Mike, I absolutely GET the picture, because like I said, last year I had nothing, this year I have quite a lot. But you guys insist it's The Book Fairy who did it for me. It wasn't - it was marketing.



> You sold hundreds of copies of your book overnight with "no help from you"? Well, let me tell you, there was no "wish list". You had plenty of help from Amazon, and don't forget it. Your previous book did very well, so they promoted your new one right away, and you woke up the next morning to see all these sales and blissfully wondered, "Well, where did those come from?"


That post was in response to someone who was postulating that Amazon picks favorites. I'm not saying I'm a favorite, but they did me a favor last week. I posted that to confirm her suspicion. I did know I had a large number of people with that particular book on a Wish List because another author pointed it out to me a while back when we were all in the top 20 on some weird list for Wish Lists together. Plus that book had never been on sale.

****People who are paying attention would've picked that little nugget out of that post and said... hmmmmmm... I wonder if that has something to do with it. I absolutely think it does. But you know, take what you want from that post.



> As you correctly stated, when you sell a lot of books, you get the perks, such as heavy promotion, shoving your book up the charts and delivering tons of sales to your doorstep. Nothing to it, right? I would be willing to bet you didn't have thousands of Facebook fans until you started selling many more thousands of books in a very short time, thanks to Amazon's help.


You have no idea how I sold so many books. But it wasn't Amazon, it was actually a string of events back in May that had to do with a combination of another author, a Facebook book club, my author group, a great book, a 99 cent price, a blog tour, a cover reveal, and tons of giveaways. In other words, I worked my a** off.



> Yes, all bestselling authors have tons of fans. But the only way to get them is to sell tons of books. And for an indie writer, the only way to do that is with plenty of internal promotion from Amazon. There is no other way.

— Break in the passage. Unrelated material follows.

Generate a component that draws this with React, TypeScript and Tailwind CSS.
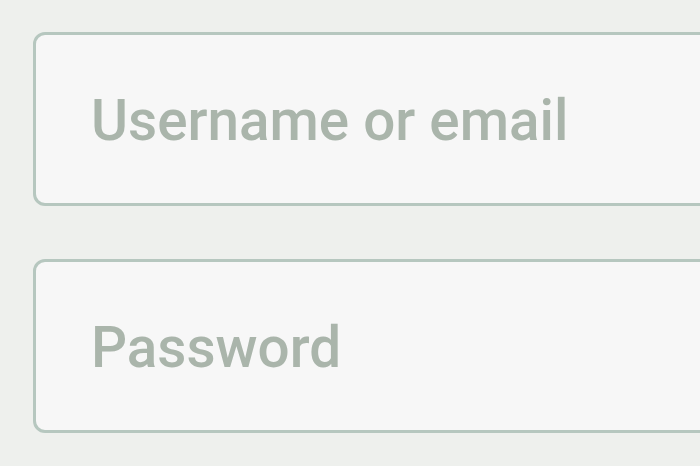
import React from "react";

export default function App() {
  return (
    <div className="h-[466px] w-[700px] overflow-hidden bg-[#eef0ed] pt-[32px] pl-[33px]" style={{ fontFamily: "Roboto, 'Noto Sans', sans-serif" }}>
      <form className="flex w-[720px] flex-col gap-[53px]">
        <input
          type="text"
          placeholder="Username or email"
          className="h-[174px] w-full rounded-[12px] border-[3px] border-[#b6c7bf] bg-[#f7f7f7] pl-[55px] pt-[2px] text-[56.6px] font-medium text-[#7d8a80] outline-none placeholder:text-[#aab5ab]"
        />
        <input
          type="password"
          placeholder="Password"
          className="h-[174px] w-full rounded-[12px] border-[3px] border-[#b6c7bf] bg-[#f7f7f7] pl-[55px] pt-[2px] text-[56.6px] font-medium text-[#7d8a80] outline-none placeholder:text-[#aab5ab]"
        />
      </form>
    </div>
  );
}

You get them one fan at a time. And you get those fans by interacting with them. I have a few superfans, and all you need is a few. They help with so many things and they make all the difference.

And today I spent the whole day marketing!  I'm not ready to write the next scene so I remade a cover for an upcoming book, I made a promo graphic for the upcoming cover reveal (which was announced today), I pushed the sign-ups for that reveal, I chatted with a bunch of fans and book bloggers who are asking for promos, I checked reviews at Goodreads, answered some emails, sent prizes for winners of my giveaways, contacted other winners of other giveaways, fooled with my current Rafflecopter to change the share entry, I tweeted and retweeted a bit, and I manned both Facebook pages. Oh, and I blogged and I'm getting ready to blog again, because I promo OTHER authors every single day on my book blog.

I'm not saying everyone should do that - there are many ways to get sales. And just because I'm selling today doesn't mean I'll be selling tomorrow. It's a cycle, people. Your bestseller will not always be a bestseller. You push it when it's selling and write the next one. Then you push that and write the next one.

Some people get lucky and it drops in their lap. Not many of us will be that lucky, so we gotta hustle it up the old fashioned way.

Lest you think I'm behind in my writing, rest assured. I have a new release on November 4th and another on December 2nd.


----------



## Alan Petersen (May 20, 2011)

Mike Dennis said:


> Russell--I put the first book in my Key West series on the various outlets for free today. Some, like Apple, will take a while, and Kobo is still tangled up in that erotica mess, but I'm hopeful it won't be too long before it goes free on Amazon. I've also cleared the decks tomorrow afternoon to work on book 4. Thanks again for the good words.


Hey Mike,

Good move listening to Russell. I have followed his advice, and the results have been awesome. But I'm still slow as (you know what) when it comes to getting more books out there. 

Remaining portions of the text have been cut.